What Jubilees preserves most carefully about that last night is the quality of the peace in it. Jacob telling his father everything, Isaac blessing God for keeping the mercy unbroken, the grandsons asleep at either hand. There is no urgency, no crisis, no misunderstanding. The drama of deception that had launched Jacob out of this house years before has been fully absorbed into what came after. The stolen blessing has been proved true by twenty years of survival. Isaac, who could not see his son's face, knew from the voice and the word that the man beside him had become the person the blessing was always pointing toward.

Isaac would live a few more years after that night. He was one hundred and eighty when he died, and both sons came to bury him. But this night at Hebron, with the fire burning and the food prepared and the grandsons sleeping and Jacob speaking until the words ran out, was the reunion that the decades away had been building toward. Not a dramatic reconciliation with drawn swords. A quiet meal. A father who could not see, hearing a son who could finally speak without shame about how far he had come.

The Book of Jubilees remembered this night because the Jewish tradition understood that the transfer of the covenant was not only formal. It was also personal. Isaac needed to hear from Jacob's own mouth that the mercy had held. Jacob needed to say it. The theological structure of the patriarchal covenant required this moment as much as it required the formal blessings. The father who had been deceived had to hear, from the son who did the deceiving, that the deception had produced what it was supposed to produce. Then he could let go.

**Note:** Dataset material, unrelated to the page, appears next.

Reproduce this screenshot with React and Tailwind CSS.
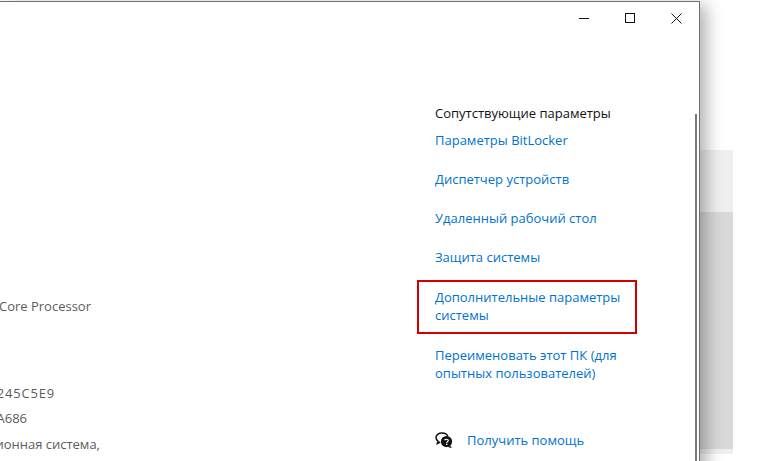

What the legendary tradition preserved alongside Jubilees is the image of Isaac's eyes in that final period. He had gone blind before the blessing, and the rabbis debated why. Some said the smoke of Esau's Canaanite wives had damaged his sight. Some said the weeping of the angels at the binding on Mount Moriah had left their tears in his eyes. Some said God had deliberately dimmed his vision so that the blessing would go to Jacob without Isaac being able to choose otherwise. On this last night, seeing his grandchildren, he rejoiced. Whatever the blindness had cost him, the face he could see clearly was joy.